INFORMATION GIVEN:
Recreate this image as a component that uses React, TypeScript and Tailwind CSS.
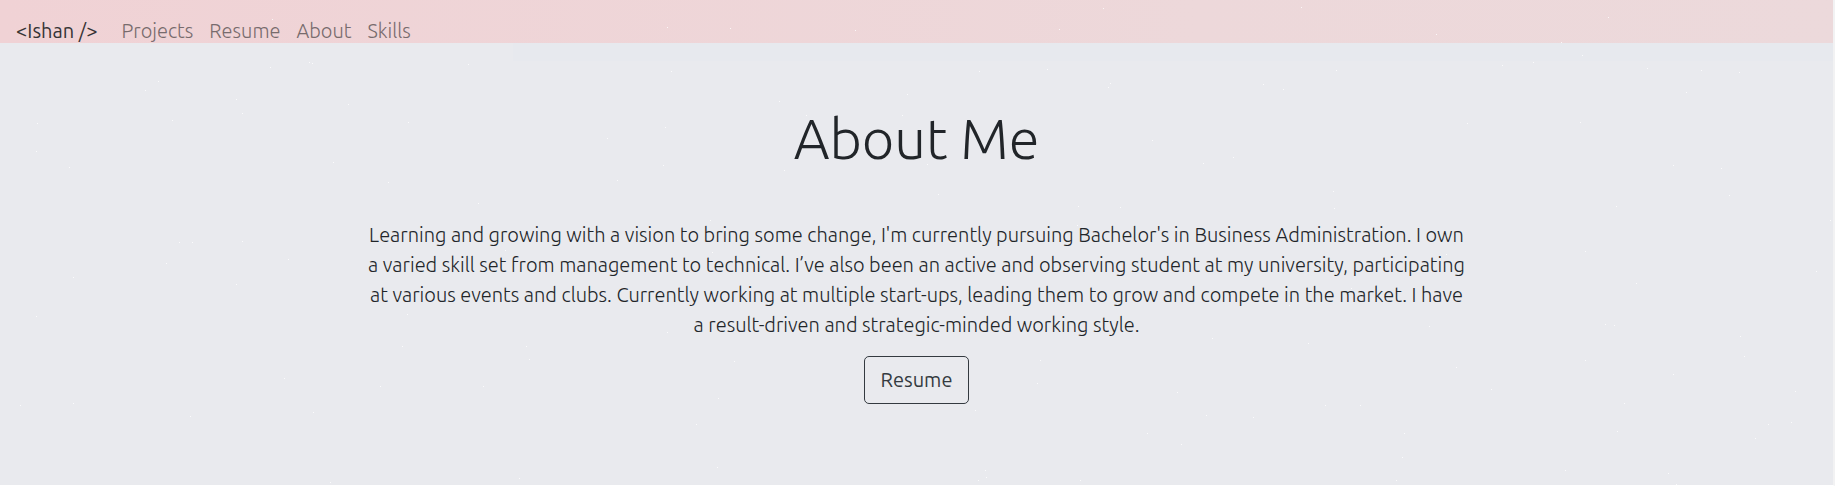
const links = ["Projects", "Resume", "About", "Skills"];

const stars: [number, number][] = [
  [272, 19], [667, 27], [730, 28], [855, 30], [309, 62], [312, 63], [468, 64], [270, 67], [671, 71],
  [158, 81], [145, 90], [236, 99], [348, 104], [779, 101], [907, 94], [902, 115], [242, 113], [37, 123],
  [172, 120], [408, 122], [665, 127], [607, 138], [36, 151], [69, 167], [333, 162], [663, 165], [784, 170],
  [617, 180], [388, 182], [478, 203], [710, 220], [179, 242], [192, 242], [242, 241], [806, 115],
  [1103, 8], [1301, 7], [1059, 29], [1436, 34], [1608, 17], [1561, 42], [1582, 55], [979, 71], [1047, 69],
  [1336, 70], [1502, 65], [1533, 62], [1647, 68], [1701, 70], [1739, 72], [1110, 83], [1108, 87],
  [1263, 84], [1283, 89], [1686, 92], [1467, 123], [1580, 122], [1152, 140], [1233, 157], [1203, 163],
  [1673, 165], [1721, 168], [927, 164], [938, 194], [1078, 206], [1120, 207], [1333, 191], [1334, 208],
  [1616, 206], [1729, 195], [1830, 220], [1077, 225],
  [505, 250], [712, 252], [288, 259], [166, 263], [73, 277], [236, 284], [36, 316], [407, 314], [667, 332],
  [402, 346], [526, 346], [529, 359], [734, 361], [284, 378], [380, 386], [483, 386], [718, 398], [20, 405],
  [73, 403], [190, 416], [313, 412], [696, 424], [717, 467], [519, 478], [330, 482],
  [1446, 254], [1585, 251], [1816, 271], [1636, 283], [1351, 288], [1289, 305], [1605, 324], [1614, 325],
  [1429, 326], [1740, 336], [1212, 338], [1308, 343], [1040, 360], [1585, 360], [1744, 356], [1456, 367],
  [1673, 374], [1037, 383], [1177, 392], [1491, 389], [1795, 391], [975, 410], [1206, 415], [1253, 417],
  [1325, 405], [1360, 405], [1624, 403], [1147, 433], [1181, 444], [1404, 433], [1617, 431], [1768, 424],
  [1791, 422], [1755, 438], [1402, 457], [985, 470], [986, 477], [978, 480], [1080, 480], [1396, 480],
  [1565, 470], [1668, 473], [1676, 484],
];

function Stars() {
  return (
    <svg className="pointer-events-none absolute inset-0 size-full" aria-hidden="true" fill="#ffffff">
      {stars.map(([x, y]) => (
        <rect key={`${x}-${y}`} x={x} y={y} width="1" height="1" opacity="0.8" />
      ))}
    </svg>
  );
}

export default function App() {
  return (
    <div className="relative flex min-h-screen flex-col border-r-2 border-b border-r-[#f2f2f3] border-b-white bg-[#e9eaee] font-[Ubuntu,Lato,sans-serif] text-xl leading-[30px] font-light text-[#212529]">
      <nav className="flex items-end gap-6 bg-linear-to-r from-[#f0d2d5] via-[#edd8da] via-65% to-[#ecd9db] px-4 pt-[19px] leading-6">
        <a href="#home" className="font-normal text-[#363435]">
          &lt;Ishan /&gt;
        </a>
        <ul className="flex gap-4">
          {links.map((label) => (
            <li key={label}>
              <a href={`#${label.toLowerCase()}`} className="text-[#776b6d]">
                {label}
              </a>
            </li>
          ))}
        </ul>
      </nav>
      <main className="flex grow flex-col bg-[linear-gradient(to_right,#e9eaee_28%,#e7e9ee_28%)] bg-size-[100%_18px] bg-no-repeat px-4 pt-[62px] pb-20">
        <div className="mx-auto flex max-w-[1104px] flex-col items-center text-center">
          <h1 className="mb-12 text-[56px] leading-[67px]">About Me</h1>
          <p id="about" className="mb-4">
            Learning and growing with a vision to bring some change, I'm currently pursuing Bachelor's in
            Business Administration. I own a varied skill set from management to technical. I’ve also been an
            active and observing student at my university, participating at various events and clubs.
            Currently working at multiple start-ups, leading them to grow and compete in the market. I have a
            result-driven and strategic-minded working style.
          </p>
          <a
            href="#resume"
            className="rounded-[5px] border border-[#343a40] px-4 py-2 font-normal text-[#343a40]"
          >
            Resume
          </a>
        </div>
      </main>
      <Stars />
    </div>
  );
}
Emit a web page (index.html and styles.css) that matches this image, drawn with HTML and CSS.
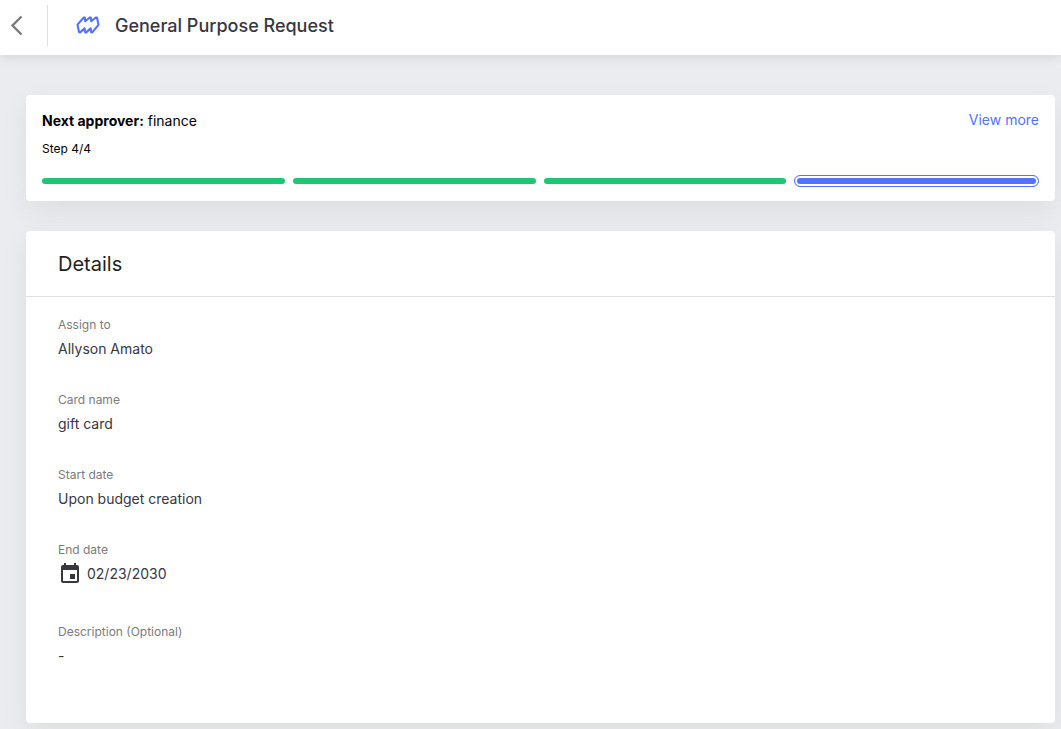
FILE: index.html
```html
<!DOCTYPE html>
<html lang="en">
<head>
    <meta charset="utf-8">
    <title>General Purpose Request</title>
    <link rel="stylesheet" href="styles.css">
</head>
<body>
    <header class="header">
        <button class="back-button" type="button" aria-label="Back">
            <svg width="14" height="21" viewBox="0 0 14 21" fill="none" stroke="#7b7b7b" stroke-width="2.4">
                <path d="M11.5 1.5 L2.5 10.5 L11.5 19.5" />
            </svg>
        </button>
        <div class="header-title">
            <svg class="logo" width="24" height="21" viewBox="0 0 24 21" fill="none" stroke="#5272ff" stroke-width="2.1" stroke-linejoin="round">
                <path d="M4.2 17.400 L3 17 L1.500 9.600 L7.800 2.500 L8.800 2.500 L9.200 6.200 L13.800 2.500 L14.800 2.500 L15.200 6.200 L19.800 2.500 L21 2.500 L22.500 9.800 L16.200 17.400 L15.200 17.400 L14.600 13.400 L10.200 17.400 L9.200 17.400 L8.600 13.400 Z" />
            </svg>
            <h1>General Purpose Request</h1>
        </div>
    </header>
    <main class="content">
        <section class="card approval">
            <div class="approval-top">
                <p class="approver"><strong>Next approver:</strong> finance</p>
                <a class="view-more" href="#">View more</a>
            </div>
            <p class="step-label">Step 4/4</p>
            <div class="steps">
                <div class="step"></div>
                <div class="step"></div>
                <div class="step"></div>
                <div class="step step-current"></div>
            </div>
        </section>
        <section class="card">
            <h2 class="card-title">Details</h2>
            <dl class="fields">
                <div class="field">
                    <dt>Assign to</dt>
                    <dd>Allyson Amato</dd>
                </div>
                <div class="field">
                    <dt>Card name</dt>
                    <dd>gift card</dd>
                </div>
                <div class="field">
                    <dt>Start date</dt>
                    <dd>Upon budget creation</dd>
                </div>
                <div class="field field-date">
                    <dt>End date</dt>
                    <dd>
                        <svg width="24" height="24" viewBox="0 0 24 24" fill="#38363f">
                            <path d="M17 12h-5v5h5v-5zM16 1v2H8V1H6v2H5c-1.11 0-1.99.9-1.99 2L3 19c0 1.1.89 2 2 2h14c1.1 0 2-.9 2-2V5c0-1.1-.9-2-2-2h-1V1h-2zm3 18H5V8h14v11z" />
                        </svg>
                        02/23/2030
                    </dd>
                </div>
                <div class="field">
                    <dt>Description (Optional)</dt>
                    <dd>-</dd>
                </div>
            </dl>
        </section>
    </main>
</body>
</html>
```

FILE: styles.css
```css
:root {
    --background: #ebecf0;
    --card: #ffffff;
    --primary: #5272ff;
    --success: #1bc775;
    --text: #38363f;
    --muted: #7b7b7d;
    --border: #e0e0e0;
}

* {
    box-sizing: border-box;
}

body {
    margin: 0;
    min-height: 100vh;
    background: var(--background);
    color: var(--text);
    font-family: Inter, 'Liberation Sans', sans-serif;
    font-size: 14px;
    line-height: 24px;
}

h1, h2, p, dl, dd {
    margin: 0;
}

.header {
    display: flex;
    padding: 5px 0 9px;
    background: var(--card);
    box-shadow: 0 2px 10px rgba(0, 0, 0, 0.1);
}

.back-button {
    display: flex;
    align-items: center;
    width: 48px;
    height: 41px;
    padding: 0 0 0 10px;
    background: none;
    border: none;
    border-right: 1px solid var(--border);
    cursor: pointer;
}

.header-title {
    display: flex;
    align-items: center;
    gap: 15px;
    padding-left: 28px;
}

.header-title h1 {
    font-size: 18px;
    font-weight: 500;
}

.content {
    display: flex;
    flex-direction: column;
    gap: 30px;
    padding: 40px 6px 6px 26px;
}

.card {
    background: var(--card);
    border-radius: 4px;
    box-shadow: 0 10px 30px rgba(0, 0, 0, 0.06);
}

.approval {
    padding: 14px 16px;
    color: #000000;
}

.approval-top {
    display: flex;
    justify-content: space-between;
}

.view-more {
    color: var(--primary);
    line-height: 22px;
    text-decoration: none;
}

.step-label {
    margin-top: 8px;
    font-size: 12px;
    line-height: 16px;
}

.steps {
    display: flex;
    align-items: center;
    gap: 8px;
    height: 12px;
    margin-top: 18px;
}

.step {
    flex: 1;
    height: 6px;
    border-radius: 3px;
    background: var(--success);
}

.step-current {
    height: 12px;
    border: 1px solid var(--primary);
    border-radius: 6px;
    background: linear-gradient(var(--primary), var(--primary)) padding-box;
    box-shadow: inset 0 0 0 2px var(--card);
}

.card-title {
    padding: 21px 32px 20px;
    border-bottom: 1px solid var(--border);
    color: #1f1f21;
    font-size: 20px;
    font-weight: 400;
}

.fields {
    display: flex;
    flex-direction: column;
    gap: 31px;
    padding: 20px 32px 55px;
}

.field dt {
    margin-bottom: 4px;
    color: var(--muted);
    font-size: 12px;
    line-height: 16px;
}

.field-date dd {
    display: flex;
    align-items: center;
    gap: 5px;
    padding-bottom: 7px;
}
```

GIVEN EXERCISE:
Pick out every line above that contains the word "image" and copy it.

OUTPUT BELOW:
Recreate this image as a component that uses React, TypeScript and Tailwind CSS.
Emit a web page (index.html and styles.css) that matches this image, drawn with HTML and CSS.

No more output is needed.